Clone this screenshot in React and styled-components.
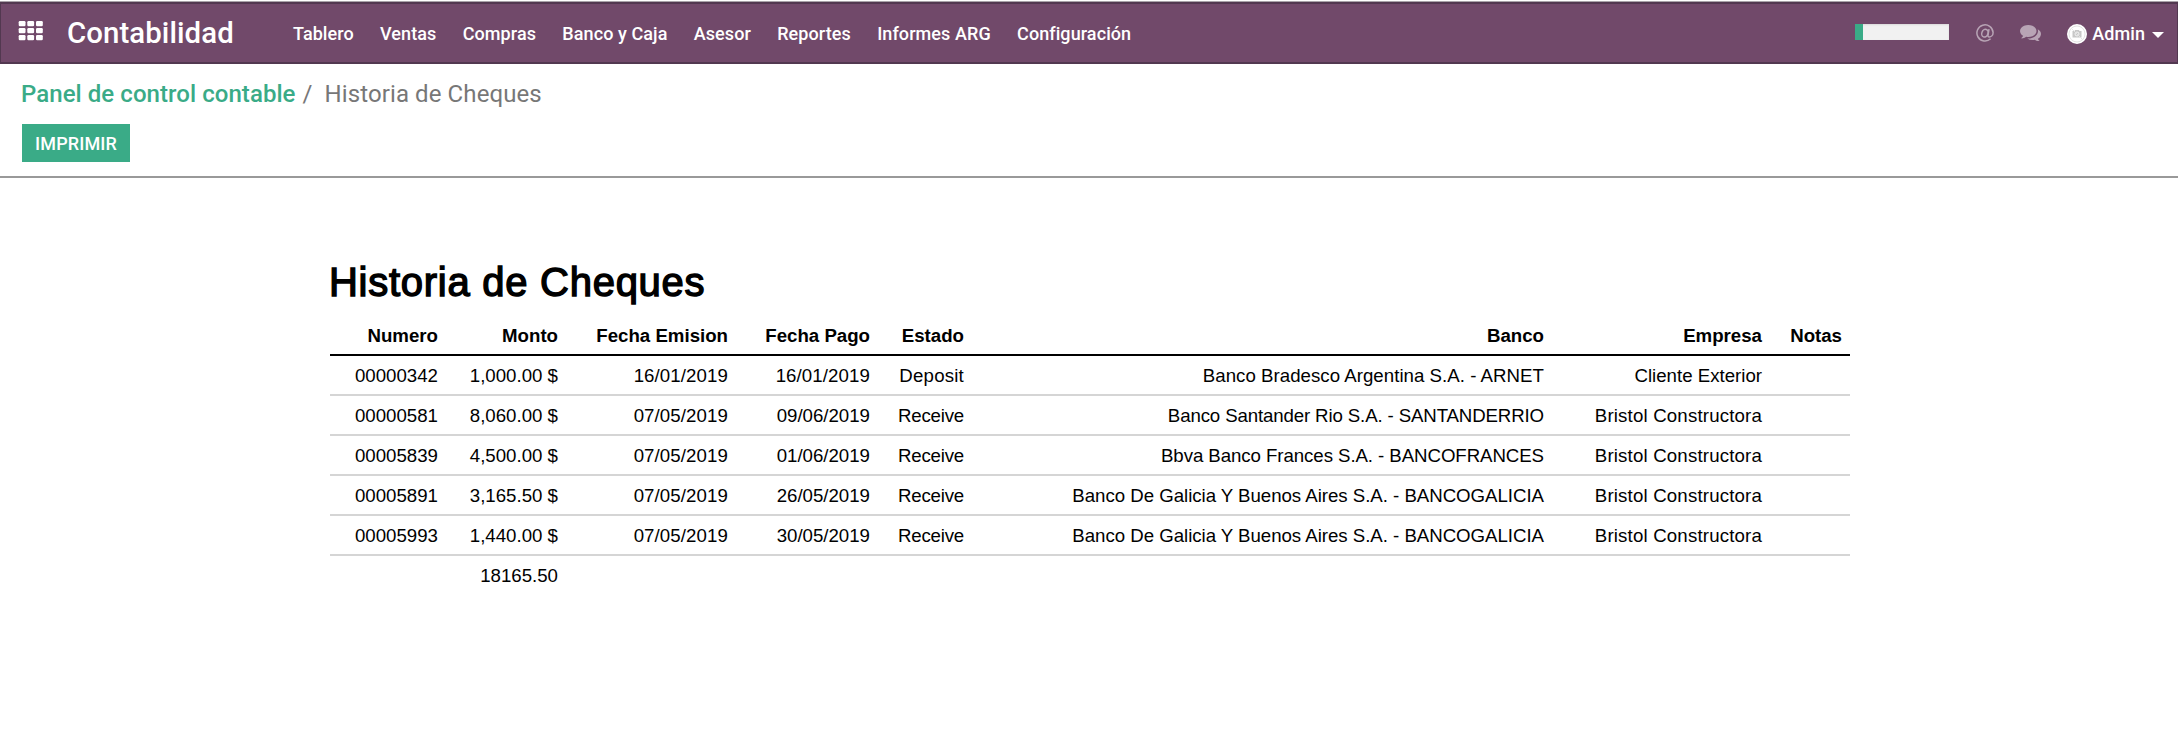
import React from "react";
import styled, { createGlobalStyle } from "styled-components";

const Global = createGlobalStyle`
  * { box-sizing: border-box; }
  body { margin: 0; background: #fff; font-family: Roboto, sans-serif; }
`;

const Page = styled.div`
  height: 730px;
  padding-top: 1px;
  overflow: hidden;
`;

const TopEdge = styled.div`
  height: 1px;
  background: #a9a3a9;
`;

const Navbar = styled.nav`
  display: flex;
  align-items: center;
  height: 62px;
  padding: 0 13px 0 17px;
  background: #71496a;
  border: solid #523850;
  border-width: 2px 1px;
  color: #fff;
  font-size: 18px;
  font-weight: 500;
  letter-spacing: 0.08px;
`;

const AppsGrid = styled.svg`
  width: 25px;
  height: 20px;
  margin-top: -4px;
  flex: none;
`;

const Brand = styled.div`
  flex: none;
  width: 250px;
  padding-left: 24px;
  font-size: 29.4px;
  line-height: 34px;
  white-space: nowrap;
`;

const Menu = styled.div`
  display: flex;
  gap: 26.3px;
  flex: 1;
  padding-top: 1px;
  white-space: nowrap;
`;

const MenuItem = styled.a`
  color: inherit;
`;

const Progress = styled.div`
  width: 94px;
  height: 16px;
  background: #f1f1f1;
  margin: -2px 27px 0 0;
  box-shadow: inset 0 1px 2px rgba(0, 0, 0, 0.1);
`;

const ProgressFill = styled.div`
  width: 8px;
  height: 16px;
  background: #3aab87;
`;

const TrayIcon = styled.svg`
  flex: none;
  width: ${(p) => p.$w}px;
  height: ${(p) => p.$h}px;
  color: #b8a4b5;
  margin-right: 26px;
`;

const Avatar = styled.svg`
  width: 20px;
  height: 20px;
  margin: 2px 5px 0 0;
`;

const UserName = styled.span`
  padding-top: 1px;
`;

const Caret = styled.span`
  margin-left: 7px;
  margin-top: 4px;
  border: 6px solid transparent;
  border-top-color: #fff;
  border-bottom: 0;
`;

const ControlPanel = styled.header`
  height: 114px;
  border-bottom: 2px solid #999;
  padding: 14px 22px 0;
`;

const Breadcrumb = styled.div`
  display: flex;
  height: 32px;
  align-items: center;
  margin-left: -1px;
  font-size: 24px;
  letter-spacing: 0.1px;
  color: #777;
  white-space: pre;
`;

const CrumbLink = styled.a`
  color: #3aab87;
  font-weight: 500;
  letter-spacing: 0.06px;
`;

const CrumbSeparator = styled.span`
  margin: 0 12px 0 7px;
`;

const PrintButton = styled.button`
  display: block;
  width: 108px;
  height: 38px;
  margin-top: 14px;
  padding: 0;
  border: 0;
  background: #3aab87;
  color: #fff;
  font: 500 18px Roboto, sans-serif;
  letter-spacing: 0.12px;
`;

const Report = styled.main`
  width: 1520px;
  margin: 82px 0 0 330px;
  font-family: "Liberation Sans", Arial, sans-serif;
  color: #000;
`;

const Title = styled.h2`
  margin: 0 0 11px -1px;
  font-size: 40px;
  line-height: 44px;
  font-weight: 400;
  letter-spacing: 0.73px;
  -webkit-text-stroke: 1.4px #000;
`;

const Table = styled.table`
  width: 1520px;
  table-layout: fixed;
  border-collapse: separate;
  border-spacing: 0;
  font-size: 18.66px;
  text-align: right;
  white-space: nowrap;
`;

const Col = styled.col`
  width: ${(p) => p.$w}px;
`;

const HeadCell = styled.th`
  height: 41px;
  padding: 2px 8px 0 0;
  text-align: right;
  border-bottom: 2px solid #000;
`;

const Cell = styled.td`
  height: 40px;
  padding: 2px 8px 0 0;
  letter-spacing: ${(p) => p.$tracking || 0}px;
  border-bottom: 2px solid ${(p) => (p.$last ? "transparent" : "#d5d5d5")};
`;

const menu = ["Tablero", "Ventas", "Compras", "Banco y Caja", "Asesor", "Reportes", "Informes ARG", "Configuración"];
const columns = [
  ["Numero", 116],
  ["Monto", 120],
  ["Fecha Emision", 170],
  ["Fecha Pago", 142],
  ["Estado", 94],
  ["Banco", 580],
  ["Empresa", 218],
  ["Notas", 80],
];
const rows = [
  ["00000342", "1,000.00 $", "16/01/2019", "16/01/2019", "Deposit", "Banco Bradesco Argentina S.A. - ARNET", "Cliente Exterior", ""],
  ["00000581", "8,060.00 $", "07/05/2019", "09/06/2019", "Receive", "Banco Santander Rio S.A. - SANTANDERRIO", "Bristol Constructora", ""],
  ["00005839", "4,500.00 $", "07/05/2019", "01/06/2019", "Receive", "Bbva Banco Frances S.A. - BANCOFRANCES", "Bristol Constructora", ""],
  ["00005891", "3,165.50 $", "07/05/2019", "26/05/2019", "Receive", "Banco De Galicia Y Buenos Aires S.A. - BANCOGALICIA", "Bristol Constructora", ""],
  ["00005993", "1,440.00 $", "07/05/2019", "30/05/2019", "Receive", "Banco De Galicia Y Buenos Aires S.A. - BANCOGALICIA", "Bristol Constructora", ""],
];
const totals = ["", "18165.50", "", "", "", "", "", ""];

const tracking = {
  Deposit: 0.2,
  Receive: -0.2,
  "Banco Bradesco Argentina S.A. - ARNET": 0.03,
  "Banco Santander Rio S.A. - SANTANDERRIO": -0.13,
  "Bbva Banco Frances S.A. - BANCOFRANCES": -0.07,
  "Banco De Galicia Y Buenos Aires S.A. - BANCOGALICIA": -0.03,
  "Bristol Constructora": 0.17,
  "16/01/2019": 0.1,
  "07/05/2019": 0.1,
};

export default function App() {
  return (
    <Page>
      <Global />
      <TopEdge />
      <Navbar>
        <AppsGrid viewBox="0 0 25 20" fill="#fff">
          {[0, 7, 14].map((y) =>
            [0.7, 9.3, 18].map((x) => <rect key={x + "-" + y} x={x} y={y} width="6.8" height="5.2" rx="1.2" />)
          )}
        </AppsGrid>
        <Brand>Contabilidad</Brand>
        <Menu>
          {menu.map((m) => (
            <MenuItem key={m}>{m}</MenuItem>
          ))}
        </Menu>
        <Progress>
          <ProgressFill />
        </Progress>
        <TrayIcon $w={18} $h={18} viewBox="0 0 18 18" fill="none" stroke="currentColor" strokeWidth="1.5">
          <path d="M14.6 14.8A8.1 8.1 0 1 1 17.1 8.5C17.1 11.4 15 13 13.3 13 12 13 11.8 12 12 11L13 5.2" />
          <ellipse cx="8.9" cy="9.2" rx="3.1" ry="3.9" transform="rotate(20 8.9 9.2)" />
        </TrayIcon>
        <TrayIcon $w={21} $h={16.5} viewBox="0 256 1792 1408" fill="currentColor">
          <path d="M1408 768q0 139-94 257t-256.5 186.5-353.5 68.5q-86 0-176-16-124 88-278 128-36 9-86 16h-3q-11 0-20.5-8t-11.5-21q-1-3-1-6.5t.5-6.5 2-6l2.5-5 3.5-5.5 4-5 4.5-5 4-4.5q5-6 23-25t26-29.5 22.5-29 25-38.5 20.5-44q-124-72-195-177t-71-224q0-139 94-257t256.5-186.5 353.5-68.5 353.5 68.5 256.5 186.5 94 257zm384 256q0 120-71 224.5t-195 176.5q10 24 20.5 44t25 38.5 22.5 29 26 29.5 23 25q1 1 4 4.5t4.5 5 4 5 3.5 5.5l2.5 5 2 6 .5 6.5-1 6.5q-3 14-13 22t-22 7q-50-7-86-16-154-40-278-128-90 16-176 16-271 0-472-132 58 4 88 4 161 0 309-45t264-129q125-92 192-212t67-254q0-77-23-152 129 71 204 178t75 230z" />
        </TrayIcon>
        <Avatar viewBox="0 0 20 20">
          <circle cx="10" cy="10" r="10" fill="#fff" />
          <circle cx="10" cy="10" r="8" fill="none" stroke="#e3e3e3" strokeWidth="1" />
          <path d="M5.5 7h2l.7-1h3.6l.7 1h2v6.5h-9z" fill="#c8c8c8" />
          <circle cx="10" cy="10" r="2" fill="none" stroke="#f4f4f4" />
          <path d="M4.4 4.4l11.2 11.2" stroke="#e3e3e3" strokeWidth="0.9" />
        </Avatar>
        <UserName>Admin</UserName>
        <Caret />
      </Navbar>
      <ControlPanel>
        <Breadcrumb>
          <CrumbLink>Panel de control contable</CrumbLink>
          <CrumbSeparator>/</CrumbSeparator>
          <span>Historia de Cheques</span>
        </Breadcrumb>
        <PrintButton>IMPRIMIR</PrintButton>
      </ControlPanel>
      <Report>
        <Title>Historia de Cheques</Title>
        <Table>
          <colgroup>
            {columns.map(([name, w]) => (
              <Col key={name} $w={w} />
            ))}
          </colgroup>
          <thead>
            <tr>
              {columns.map(([name]) => (
                <HeadCell key={name}>{name}</HeadCell>
              ))}
            </tr>
          </thead>
          <tbody>
            {rows.map((row) => (
              <tr key={row[0]}>
                {row.map((value, i) => (
                  <Cell key={i} $tracking={tracking[value]}>
                    {value}
                  </Cell>
                ))}
              </tr>
            ))}
            <tr>
              {totals.map((value, i) => (
                <Cell key={i} $last>
                  {value}
                </Cell>
              ))}
            </tr>
          </tbody>
        </Table>
      </Report>
    </Page>
  );
}
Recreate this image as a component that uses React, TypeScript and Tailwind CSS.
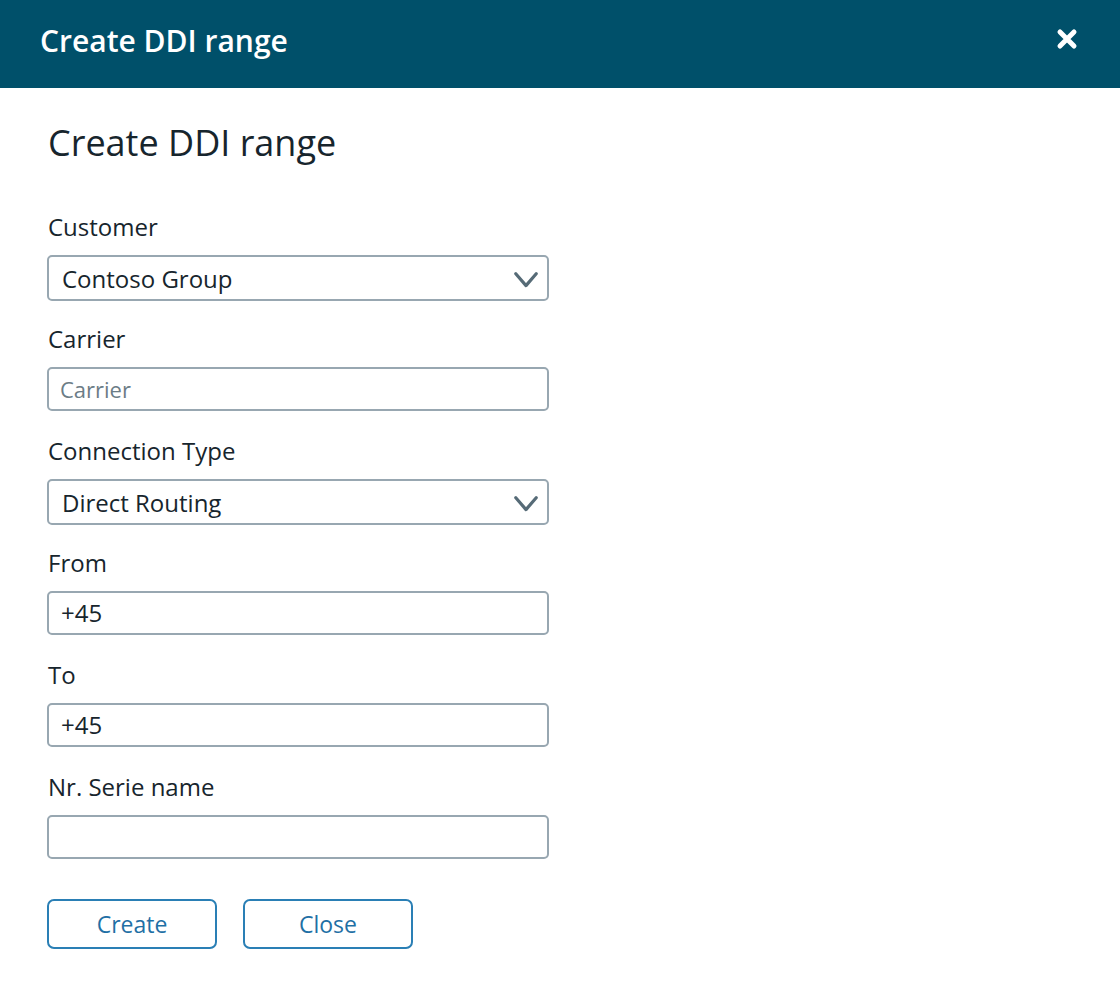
import { useState } from "react";
import type { ComponentProps, ReactNode } from "react";
import { clsx } from "clsx";

const CUSTOMERS = ["Contoso Group"];
const CONNECTION_TYPES = ["Direct Routing"];

const controlStyles =
  "w-full rounded-[5px] border-2 border-[#98a7b1] bg-white pr-3 text-2xl text-[#17252d] outline-none placeholder:text-[22px] placeholder:text-[#6b7c86] focus:border-[#2a7fb5]";

type FieldProps = {
  id: string;
  label: string;
  children: ReactNode;
};

const Field = ({ id, label, children }: FieldProps) => (
  <div className="min-h-28">
    <label htmlFor={id} className="mb-2 block pl-px text-2xl leading-10">
      {label}
    </label>
    {children}
  </div>
);

type TextFieldProps = ComponentProps<"input"> & { id: string; label: string };

const TextField = ({ id, label, className, ...props }: TextFieldProps) => (
  <Field id={id} label={label}>
    <input
      id={id}
      type="text"
      className={clsx(controlStyles, "h-11 pb-0.5", className ?? "pl-3")}
      {...props}
    />
  </Field>
);

type SelectFieldProps = { id: string; label: string; options: string[] };

const SelectField = ({ id, label, options }: SelectFieldProps) => (
  <Field id={id} label={label}>
    <div className="relative">
      <select
        id={id}
        className={clsx(
          controlStyles,
          "h-[46px] appearance-none pt-0.5 pl-[13px]"
        )}
      >
        {options.map((option) => (
          <option key={option}>{option}</option>
        ))}
      </select>
      <svg
        viewBox="0 0 24 16"
        className="pointer-events-none absolute top-[17px] right-[11px] h-4 w-6"
        fill="none"
        stroke="#566b77"
        strokeWidth="3.2"
        strokeLinecap="round"
        aria-hidden="true"
      >
        <path d="M1.8 1.8 12 13.6 22.2 1.8" strokeLinejoin="round" />
      </svg>
    </div>
  </Field>
);

const OutlineButton = (props: ComponentProps<"button">) => (
  <button
    type="button"
    className="h-[50px] w-[170px] cursor-pointer rounded-[7px] border-2 border-[#2a7fb5] bg-white text-[23px] text-[#1f70a5] hover:bg-[#eef6fb]"
    {...props}
  />
);

export default function App() {
  const [from, setFrom] = useState("+45");
  const [to, setTo] = useState("+45");

  return (
    <div className="min-h-screen bg-white font-['Segoe_UI','Open_Sans',sans-serif] text-[#17252d]">
      <header className="flex items-start justify-between bg-[#00506a] pt-5 pr-[42px] pb-[26px] pl-10">
        <h1 className="text-[30px] leading-[42px] font-semibold text-white">
          Create DDI range
        </h1>
        <button
          type="button"
          aria-label="Close dialog"
          className="mt-2 cursor-pointer text-white"
        >
          <svg
            viewBox="0 0 22 22"
            className="size-[22px]"
            fill="none"
            stroke="currentColor"
            strokeWidth="5"
            strokeLinecap="round"
          >
            <path d="M4 4 18 18M18 4 4 18" />
          </svg>
        </button>
      </header>

      <main className="px-[47px] pt-[31px] pb-14">
        <h2 className="mb-10 pl-px text-4xl leading-[48px]">
          Create DDI range
        </h2>
        <form className="max-w-[502px]" onSubmit={(e) => e.preventDefault()}>
          <SelectField id="customer" label="Customer" options={CUSTOMERS} />
          <TextField
            id="carrier"
            label="Carrier"
            placeholder="Carrier"
            className="pl-[11px]"
          />
          <SelectField
            id="connection-type"
            label="Connection Type"
            options={CONNECTION_TYPES}
          />
          <TextField
            id="from"
            label="From"
            value={from}
            onChange={(e) => setFrom(e.target.value)}
          />
          <TextField
            id="to"
            label="To"
            value={to}
            onChange={(e) => setTo(e.target.value)}
          />
          <TextField id="serie-name" label="Nr. Serie name" />
          <div className="mt-5 flex flex-wrap gap-[26px]">
            <OutlineButton type="submit">Create</OutlineButton>
            <OutlineButton>Close</OutlineButton>
          </div>
        </form>
      </main>
    </div>
  );
}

^^^^^^^^

GIVEN TASK: Each line containing the word "components" counts once; say how many such lines there are, giving only the number.

SOLUTION BELOW: 2